Chapter 20: Solutions of Maxwell’s Equations in Free Space

Solutions of Maxwell’s Equations in Free Space from The Feynman Lectures on Physics Volume II meticulously details the solutions of Maxwell's equations when no external charges or currents are present, primarily focusing on the physics of electromagnetic waves. The discussion initiates with a four-equation set describing free-space fields and immediately introduces the concept of plane waves. An illustrative example of an infinite current sheet suddenly switching on demonstrates that the resulting electric field propagates outward as a distinct waveform traveling at the speed of light, designated as 'c'. This analysis emphasizes that electromagnetic effects are not instantaneous but are transmitted at a finite speed, showcasing the principle of superposition for solving complex current configurations.

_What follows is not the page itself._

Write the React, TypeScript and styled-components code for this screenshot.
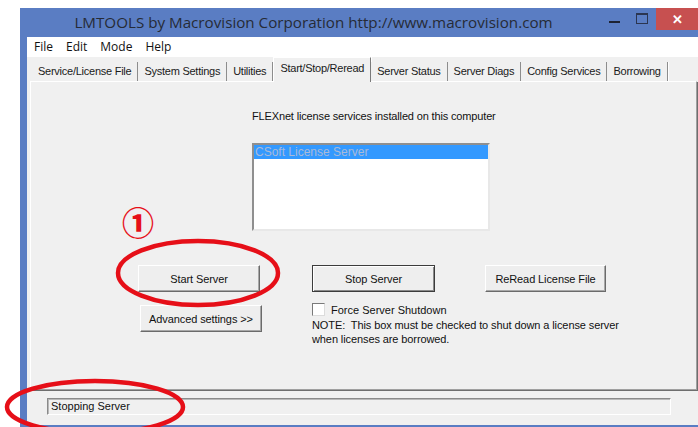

To find generalized wave solutions, the analysis moves to the scalar potential (phi) and the vector potential (A), demonstrating that, in free space, both potentials satisfy the three-dimensional wave equation. Furthermore, it is proven that each individual component of the electric field (E) and the magnetic field (B) also adheres to this same wave equation. For one-dimensional solutions, the mathematical function describing the disturbance can be expressed as a function of the form (x minus ct) or (x plus ct), which confirms that the waveform travels through space without alteration of its shape. A critical finding for these plane waves is that the electric and magnetic fields are always transverse—meaning they lie perpendicular both to each other and to the direction in which the wave is moving. Expanding to three-dimensional waves, the chapter explains that the general solution can be understood as the superposition of multiple plane waves propagating in all possible directions. The text also takes a significant detour to discuss the challenges of scientific visualization, highlighting the difficulty of forming mental pictures of invisible fields and advocating for the reliance on mathematical tools. Finally, the derivation of spherical waves is covered. The key finding for a spherical wave traveling outward from a central source is that the potential is proportional to the inverse of the distance 'r' (1/r) multiplied by a function of (t minus r/c), showing that the wave amplitude diminishes inversely with distance as it propagates.